Keep only the lines of the listing that include the word "with", and copy them.
————————
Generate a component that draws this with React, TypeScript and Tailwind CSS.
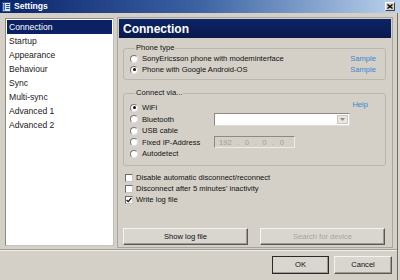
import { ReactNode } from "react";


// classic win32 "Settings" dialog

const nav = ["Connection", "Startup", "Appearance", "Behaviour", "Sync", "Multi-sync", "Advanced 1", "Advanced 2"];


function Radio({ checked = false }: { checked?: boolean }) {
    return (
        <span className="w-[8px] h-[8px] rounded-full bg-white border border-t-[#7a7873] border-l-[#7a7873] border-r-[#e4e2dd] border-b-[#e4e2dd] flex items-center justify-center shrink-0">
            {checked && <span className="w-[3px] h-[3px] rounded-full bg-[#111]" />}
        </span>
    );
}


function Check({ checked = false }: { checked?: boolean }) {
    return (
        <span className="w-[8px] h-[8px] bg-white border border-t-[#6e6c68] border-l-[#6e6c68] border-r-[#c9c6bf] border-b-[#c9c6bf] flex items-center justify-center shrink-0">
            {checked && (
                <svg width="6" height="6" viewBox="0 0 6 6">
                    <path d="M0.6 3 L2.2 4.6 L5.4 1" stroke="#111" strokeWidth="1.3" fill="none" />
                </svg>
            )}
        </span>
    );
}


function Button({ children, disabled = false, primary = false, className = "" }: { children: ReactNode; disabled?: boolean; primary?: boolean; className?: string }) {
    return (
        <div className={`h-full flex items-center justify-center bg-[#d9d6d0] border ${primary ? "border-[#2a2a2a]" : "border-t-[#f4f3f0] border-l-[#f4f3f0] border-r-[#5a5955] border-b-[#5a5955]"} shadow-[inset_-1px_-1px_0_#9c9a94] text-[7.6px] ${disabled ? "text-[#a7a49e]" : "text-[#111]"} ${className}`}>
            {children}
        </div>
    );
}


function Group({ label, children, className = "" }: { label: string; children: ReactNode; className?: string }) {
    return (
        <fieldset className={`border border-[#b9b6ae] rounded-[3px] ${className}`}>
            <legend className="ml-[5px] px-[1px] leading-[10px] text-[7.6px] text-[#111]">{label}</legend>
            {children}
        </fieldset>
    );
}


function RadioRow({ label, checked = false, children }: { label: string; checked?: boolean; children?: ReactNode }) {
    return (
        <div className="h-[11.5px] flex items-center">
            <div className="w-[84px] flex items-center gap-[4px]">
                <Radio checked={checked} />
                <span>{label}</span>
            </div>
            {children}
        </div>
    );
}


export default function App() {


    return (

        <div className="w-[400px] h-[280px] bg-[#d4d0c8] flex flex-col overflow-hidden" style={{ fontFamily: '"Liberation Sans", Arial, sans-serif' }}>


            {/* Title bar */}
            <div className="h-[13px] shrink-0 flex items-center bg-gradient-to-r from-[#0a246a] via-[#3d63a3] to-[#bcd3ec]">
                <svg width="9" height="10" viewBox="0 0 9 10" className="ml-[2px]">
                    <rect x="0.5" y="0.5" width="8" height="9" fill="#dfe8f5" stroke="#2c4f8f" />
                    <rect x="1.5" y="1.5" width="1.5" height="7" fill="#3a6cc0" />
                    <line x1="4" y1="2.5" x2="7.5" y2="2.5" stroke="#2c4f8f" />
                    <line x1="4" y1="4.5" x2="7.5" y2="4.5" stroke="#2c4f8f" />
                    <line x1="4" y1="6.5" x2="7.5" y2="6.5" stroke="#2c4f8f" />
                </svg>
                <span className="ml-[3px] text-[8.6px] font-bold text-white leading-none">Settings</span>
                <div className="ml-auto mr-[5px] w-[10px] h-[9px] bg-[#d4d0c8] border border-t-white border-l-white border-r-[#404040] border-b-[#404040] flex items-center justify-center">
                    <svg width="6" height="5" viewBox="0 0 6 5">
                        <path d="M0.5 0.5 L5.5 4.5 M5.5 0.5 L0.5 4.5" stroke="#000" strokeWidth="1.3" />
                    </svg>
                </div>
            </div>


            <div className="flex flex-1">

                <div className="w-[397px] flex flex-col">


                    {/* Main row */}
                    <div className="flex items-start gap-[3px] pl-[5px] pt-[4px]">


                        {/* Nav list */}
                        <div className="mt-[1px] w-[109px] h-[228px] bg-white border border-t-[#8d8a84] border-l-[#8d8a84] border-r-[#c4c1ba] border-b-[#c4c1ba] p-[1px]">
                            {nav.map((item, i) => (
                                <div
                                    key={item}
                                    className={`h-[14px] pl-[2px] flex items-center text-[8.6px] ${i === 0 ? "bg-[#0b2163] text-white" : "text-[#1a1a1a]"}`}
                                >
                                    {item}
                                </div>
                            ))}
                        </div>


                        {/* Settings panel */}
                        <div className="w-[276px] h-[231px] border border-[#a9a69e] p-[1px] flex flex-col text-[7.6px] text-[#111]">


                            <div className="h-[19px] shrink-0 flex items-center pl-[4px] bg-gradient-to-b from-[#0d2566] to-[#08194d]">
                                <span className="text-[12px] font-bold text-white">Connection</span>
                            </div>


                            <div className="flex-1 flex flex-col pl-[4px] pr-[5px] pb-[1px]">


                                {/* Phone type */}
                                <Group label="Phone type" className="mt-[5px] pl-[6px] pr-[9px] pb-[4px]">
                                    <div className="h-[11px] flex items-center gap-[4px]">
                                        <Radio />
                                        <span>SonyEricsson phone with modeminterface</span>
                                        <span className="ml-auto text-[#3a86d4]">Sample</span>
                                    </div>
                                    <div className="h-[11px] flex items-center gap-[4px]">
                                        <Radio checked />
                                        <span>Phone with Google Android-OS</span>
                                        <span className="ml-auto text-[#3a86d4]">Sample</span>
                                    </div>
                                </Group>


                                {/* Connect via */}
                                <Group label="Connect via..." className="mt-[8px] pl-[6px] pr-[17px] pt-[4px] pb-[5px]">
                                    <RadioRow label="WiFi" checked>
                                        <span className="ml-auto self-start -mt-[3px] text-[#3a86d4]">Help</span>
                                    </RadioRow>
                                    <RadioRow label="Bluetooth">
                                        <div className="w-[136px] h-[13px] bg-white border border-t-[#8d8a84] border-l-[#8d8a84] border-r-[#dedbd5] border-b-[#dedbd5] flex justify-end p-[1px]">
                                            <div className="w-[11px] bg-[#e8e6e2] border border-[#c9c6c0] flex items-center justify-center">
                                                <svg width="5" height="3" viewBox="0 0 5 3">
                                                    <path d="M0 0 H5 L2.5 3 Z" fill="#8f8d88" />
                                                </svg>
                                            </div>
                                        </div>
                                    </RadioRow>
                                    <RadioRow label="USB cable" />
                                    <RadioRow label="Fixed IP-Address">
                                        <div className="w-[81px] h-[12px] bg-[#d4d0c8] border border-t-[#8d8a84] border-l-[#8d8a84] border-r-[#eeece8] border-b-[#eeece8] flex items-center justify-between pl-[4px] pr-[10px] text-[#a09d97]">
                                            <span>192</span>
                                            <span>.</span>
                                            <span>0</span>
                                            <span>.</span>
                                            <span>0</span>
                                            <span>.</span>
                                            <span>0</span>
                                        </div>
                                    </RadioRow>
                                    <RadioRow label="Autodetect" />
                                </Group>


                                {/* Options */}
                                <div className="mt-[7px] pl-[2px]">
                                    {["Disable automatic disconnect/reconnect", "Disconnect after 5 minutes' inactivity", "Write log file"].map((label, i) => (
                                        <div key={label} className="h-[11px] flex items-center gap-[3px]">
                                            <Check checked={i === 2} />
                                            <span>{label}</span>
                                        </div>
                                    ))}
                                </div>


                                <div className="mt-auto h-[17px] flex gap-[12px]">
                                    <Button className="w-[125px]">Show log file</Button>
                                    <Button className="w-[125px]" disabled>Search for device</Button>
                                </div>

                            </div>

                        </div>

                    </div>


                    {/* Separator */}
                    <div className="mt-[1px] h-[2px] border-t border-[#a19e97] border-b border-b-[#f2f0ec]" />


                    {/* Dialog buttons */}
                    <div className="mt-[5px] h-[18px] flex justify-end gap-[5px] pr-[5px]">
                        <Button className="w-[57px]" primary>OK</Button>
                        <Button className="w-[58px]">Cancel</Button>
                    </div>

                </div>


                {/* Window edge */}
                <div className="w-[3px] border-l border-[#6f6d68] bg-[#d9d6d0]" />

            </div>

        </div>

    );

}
————————
• **TASK OUTPUT**
Generate a component that draws this with React, TypeScript and Tailwind CSS.
                                        <span>SonyEricsson phone with modeminterface</span>
                                        <span>Phone with Google Android-OS</span>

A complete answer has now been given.